Read that again slowly. Let it sink in. None. No one. Not one. All.

These aren't suggestions or generalizations. They're absolute statements about the human condition.

Consider what Paul is saying here. When he declares "none is righteous," he's talking about position—our standing before God. No matter how organized our days, how noble our intentions, how many good deeds we accomplish, we are not righteous.

"No one understands" speaks to our limited perception. We think we know God, we think we understand spiritual things, but our comprehension is fractured and incomplete. It's like trying to describe the ocean after only seeing a photograph of it. One day, when we stand before God in His fullness, all our questions and confusions will simply evaporate in the light of His glory.

"No one seeks for God" reveals our direction. Left to ourselves, we don't pursue God. We pursue comfort, success, pleasure, security—but not God. This is why repentance is so essential. Repentance is that 180-degree turn from going our own way to pursuing God's way.

"All have turned aside" describes our rebellion. We've wandered off the path, chosen our own way, rejected God's design for our lives.

And finally, "no one does good" speaks to our behavior. This is where the rubber meets the road—in how we actually live.

From Heart to Mouth to Feet

Paul then traces the progression of sin through our lives. It starts in the mind—a darkened understanding. It moves to the will—a wandering, rebellious heart. And it manifests in our actions—a wayward life.
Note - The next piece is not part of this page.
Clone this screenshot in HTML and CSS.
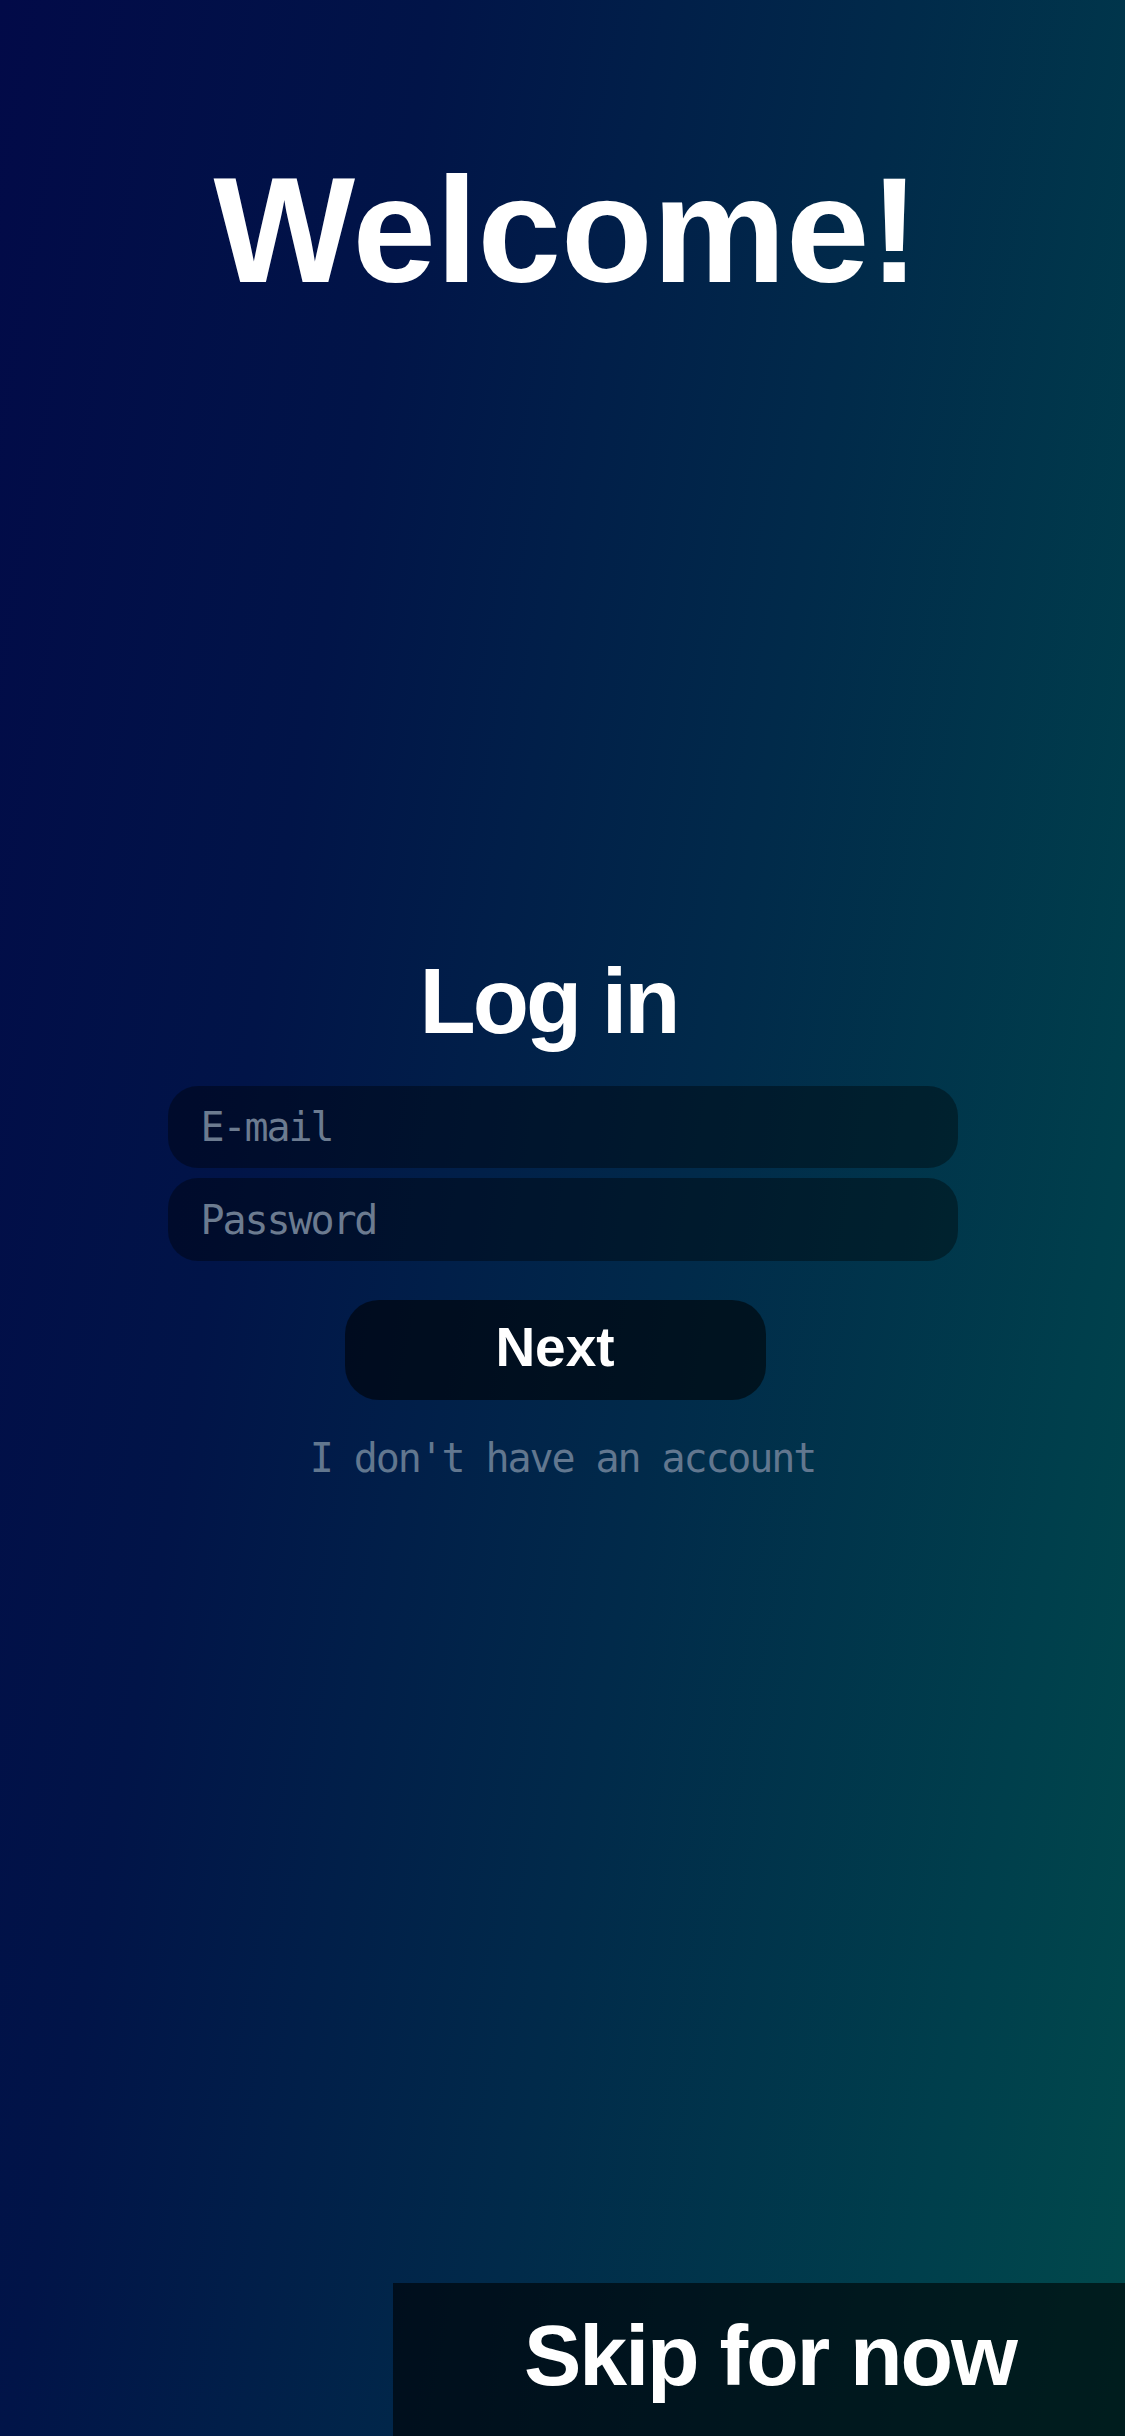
FILE: index.html
```html
<!DOCTYPE html>
<html lang="en">
<head>
<meta charset="utf-8">
<title>Welcome</title>
<link rel="stylesheet" href="styles.css">
</head>
<body>
<main class="screen">
  <h1 class="welcome">Welcome!</h1>
  <section class="login">
    <h2 class="login-title">Log in</h2>
    <input class="field" type="email" placeholder="E-mail">
    <input class="field field-second" type="password" placeholder="Password">
    <button class="next-btn" type="button">Next</button>
    <a class="no-account" href="#">I don't have an account</a>
  </section>
  <div class="bottom-bar">
    <button class="skip-btn" type="button">Skip for now</button>
  </div>
</main>
</body>
</html>
```
FILE: styles.css
```css
html, body {
  margin: 0;
  padding: 0;
}

body {
  width: 1125px;
  min-height: 2436px;
  background: linear-gradient(100deg, #020a48 0%, #011448 28%, #012a4a 58%, #003f4c 85%, #014a4c 100%);
  font-family: "Liberation Sans", Arial, sans-serif;
  color: #ffffff;
}

.screen {
  display: flex;
  flex-direction: column;
  align-items: center;
  min-height: 2436px;
}

.welcome {
  margin: 155px 0 0 8px;
  font-size: 150px;
  line-height: 1;
  font-weight: 700;
  letter-spacing: 0;
  text-align: center;
}

.login {
  display: flex;
  flex-direction: column;
  align-items: center;
  margin-top: 650px;
  width: 790px;
}

.login-title {
  margin: 0 28px 0 0;
  font-size: 92px;
  line-height: 1;
  font-weight: 700;
  letter-spacing: -3px;
}

.field {
  box-sizing: border-box;
  width: 790px;
  height: 82px;
  margin-top: 39px;
  padding: 0 0 0 33px;
  border: none;
  outline: none;
  border-radius: 30px;
  background: rgba(0, 0, 0, 0.38);
  font-family: "DejaVu Sans Mono", "Liberation Mono", monospace;
  font-size: 40px;
  letter-spacing: -2.1px;
  color: #ffffff;
}

.field-second {
  margin-top: 10px;
  height: 83px;
}

.field::placeholder {
  color: #6c7b90;
  opacity: 1;
}

.next-btn {
  box-sizing: border-box;
  width: 421px;
  height: 100px;
  margin: 39px 15px 0 0;
  border: none;
  border-radius: 34px;
  background: rgba(0, 0, 0, 0.57);
  color: #ffffff;
  font-family: "Liberation Sans", Arial, sans-serif;
  font-weight: 700;
  font-size: 55px;
  line-height: 1;
  padding: 0 0 6px;
}

.no-account {
  margin-top: 38px;
  font-family: "DejaVu Sans Mono", "Liberation Mono", monospace;
  font-size: 40px;
  line-height: 1;
  letter-spacing: -2.1px;
  color: #62778f;
  text-decoration: none;
}

.bottom-bar {
  margin-top: auto;
  align-self: stretch;
  display: flex;
  justify-content: flex-end;
}

.skip-btn {
  box-sizing: border-box;
  width: 732px;
  height: 153px;
  border: none;
  border-radius: 0;
  background: rgba(0, 0, 0, 0.6);
  color: #ffffff;
  font-family: "Liberation Sans", Arial, sans-serif;
  font-weight: 700;
  font-size: 86px;
  line-height: 1;
  letter-spacing: -2px;
  padding: 0 0 10px 22px;
}
```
The pattern is revealing: "Their throat is an open grave. They use their tongues to deceive... Their feet are swift to shed blood."
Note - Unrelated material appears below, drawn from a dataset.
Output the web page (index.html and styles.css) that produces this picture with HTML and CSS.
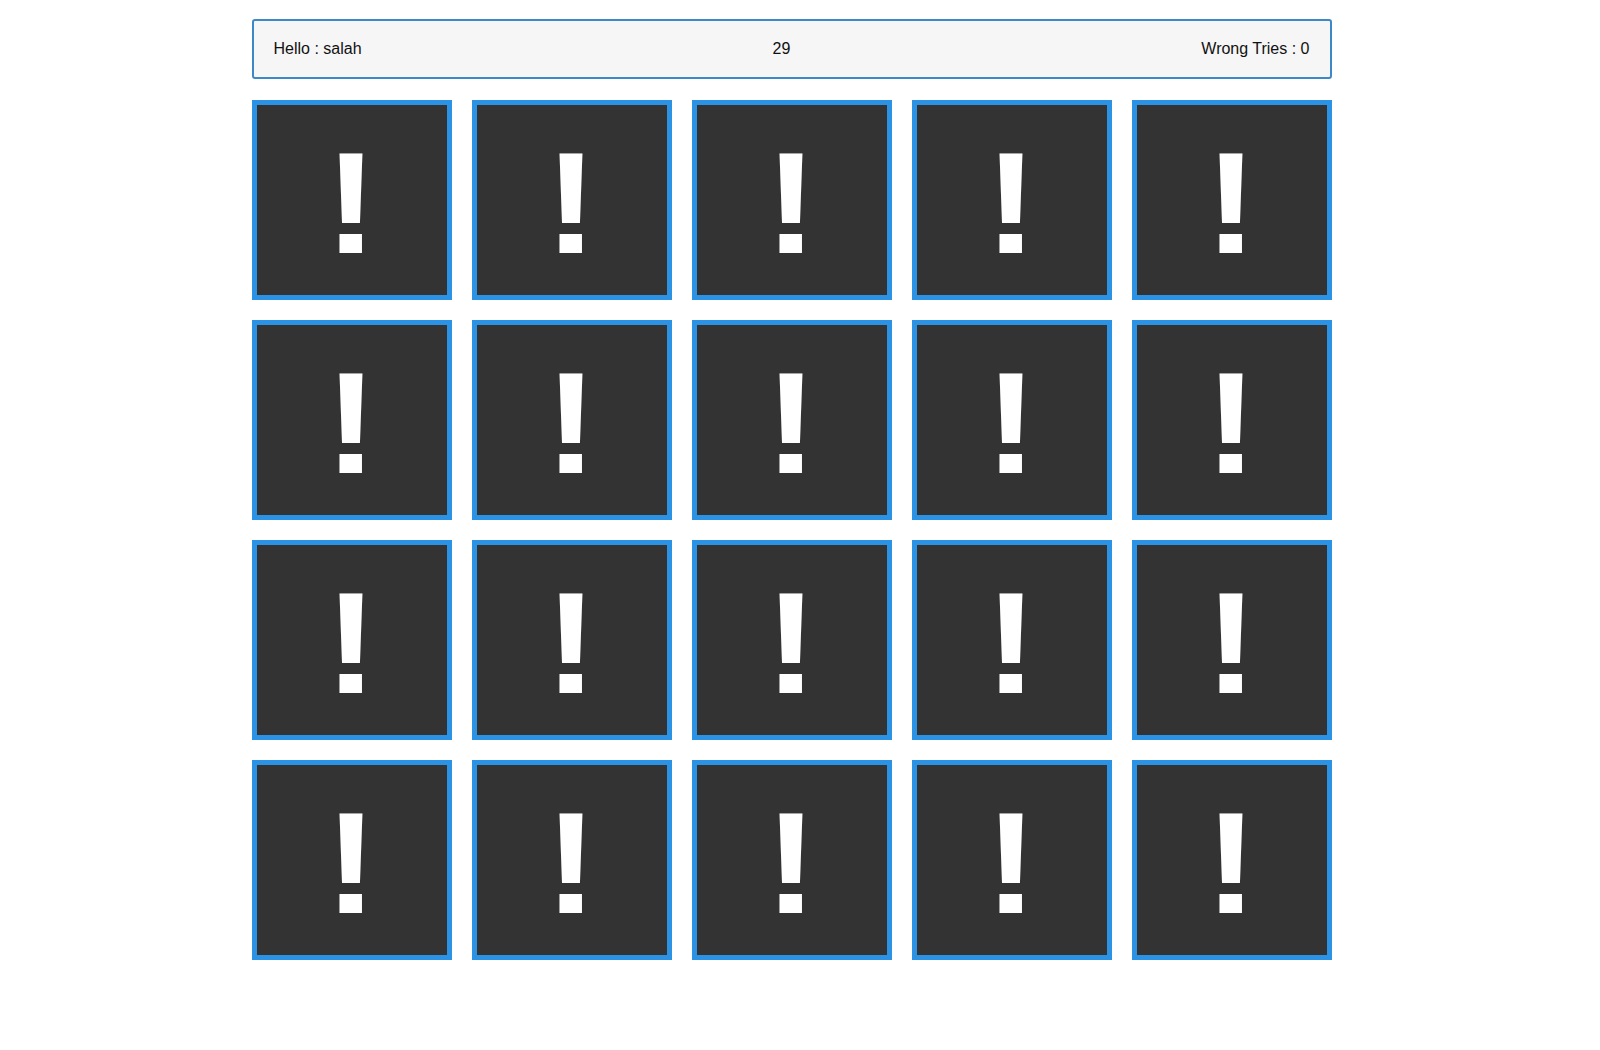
FILE: index.html
```html
<!DOCTYPE html>
<html>
<head>
<meta charset="utf-8">
<title>Memory Game</title>
<link rel="stylesheet" href="styles.css">
</head>
<body>
<div class="container">
  <div class="info">
    <div class="name">Hello : salah</div>
    <div class="timer">29</div>
    <div class="tries">Wrong Tries : 0</div>
  </div>
  <div class="blocks">
    <div class="block"><span class="mark">!</span></div>
    <div class="block"><span class="mark">!</span></div>
    <div class="block"><span class="mark">!</span></div>
    <div class="block"><span class="mark">!</span></div>
    <div class="block"><span class="mark">!</span></div>
    <div class="block"><span class="mark">!</span></div>
    <div class="block"><span class="mark">!</span></div>
    <div class="block"><span class="mark">!</span></div>
    <div class="block"><span class="mark">!</span></div>
    <div class="block"><span class="mark">!</span></div>
    <div class="block"><span class="mark">!</span></div>
    <div class="block"><span class="mark">!</span></div>
    <div class="block"><span class="mark">!</span></div>
    <div class="block"><span class="mark">!</span></div>
    <div class="block"><span class="mark">!</span></div>
    <div class="block"><span class="mark">!</span></div>
    <div class="block"><span class="mark">!</span></div>
    <div class="block"><span class="mark">!</span></div>
    <div class="block"><span class="mark">!</span></div>
    <div class="block"><span class="mark">!</span></div>
  </div>
</div>
</body>
</html>
```

FILE: styles.css
```css
html {
  overflow-y: scroll;
}
body {
  margin: 0;
  padding-right: 17px;
  font-family: "Liberation Sans", Arial, sans-serif;
  background: #fff;
  color: #111;
}
.container {
  width: 1080px;
  margin: 19px auto 0;
  padding-bottom: 400px;
}
.info {
  box-sizing: border-box;
  height: 60px;
  display: flex;
  align-items: center;
  justify-content: space-between;
  padding: 0 20px;
  background: #f6f6f6;
  border: 2px solid #3d88c6;
  border-radius: 3px;
  font-size: 16px;
}
.blocks {
  margin-top: 21px;
  display: grid;
  grid-template-columns: repeat(5, 200px);
  gap: 20px;
}
.block {
  box-sizing: border-box;
  width: 200px;
  height: 200px;
  background: #333;
  border: 5px solid #2b92e4;
  display: flex;
  align-items: center;
  justify-content: center;
}
.mark {
  color: #fff;
  font-family: "Liberation Sans", Arial, sans-serif;
  font-weight: bold;
  font-size: 145px;
  line-height: 1;
  margin-top: 7px;
  margin-left: -1px;
  transform: scaleX(1.1);
}
```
Notice the progression. First the mouth, then the feet. Out of the abundance of the heart, the mouth speaks. And once we've spoken something, once we've given voice to the corruption within, our feet follow. Our actions align with our words, which flow from our hearts.

This is why there is no peace for those living apart from God. "In the way of peace they have not known. There is no fear of God before their eyes." We become tangled in the web of our own sin, losing both peace and the reverential awe of God that should guide our lives.

Every Mouth Stopped

Here's where Paul's argument reaches its climax: "Now we know that whatever the law says, it speaks to those who are under the law, so that every mouth may be stopped and the whole world may be held accountable to God."

Every mouth stopped. No more excuses. No more defenses. No more rationalizations or special pleading. The law exposes our sin so thoroughly that we're left speechless before God.

This is crucial to understand: the law doesn't save us. It reveals our need for salvation. It's like a mirror that shows us the dirt on our faces—the mirror doesn't clean us, but it does show us we need cleaning.

The Jews, who had every advantage—the law, the prophets, the presence of God—couldn't keep the law. And if they couldn't do it with all those advantages, the rest of humanity certainly can't either. We all stand guilty. We all need rescue.

The Dawn Breaking

But here's where the story takes a turn. After establishing that all are sinful and none are righteous, after showing that the law can only reveal sin but not remove it, Paul writes these glorious words:

"But now the righteousness of God has been manifested apart from the law, although the law and the prophets bear witness to it, the righteousness of God through faith in Jesus Christ for all who believe."

But now. Two of the most beautiful words in Scripture.

After the darkness of our sin, after the weight of our guilt, after the silence of having no defense—now comes the light. The righteousness we could never achieve has been revealed. Not through law-keeping, not through human effort, but through Jesus Christ.

This is the message of Christmas, though we rarely think of it this way. When God became flesh and entered our world, He wasn't just making a nice gesture or setting a good example. He was bringing the righteousness of heaven to earth. He was providing the solution to the problem Paul so carefully outlined.

The shepherds who first heard the news weren't religious scholars or law-keepers. They were ordinary workers on a night shift. This was God's way of announcing that this righteousness isn't just for those with advantages—it's for everyone who believes.

Living in Light of This Truth

Understanding our sinfulness isn't meant to leave us in despair. It's meant to drive us to the only source of true righteousness: Jesus Christ. When we place our faith in Him, we receive not just forgiveness for our sins, but His righteousness credited to our account. God looks at us and sees not our failure to keep the law, but Christ's perfect righteousness.

This is the truth that sets us free. Not the comfortable lie that we're basically good people who just need to try harder. Not the exhausting treadmill of attempting to earn God's favor through our own efforts. But the liberating truth that we are sinners saved by grace, made righteous through faith in Christ.

We are no longer slaves to sin, but slaves to righteousness. And that makes all the difference.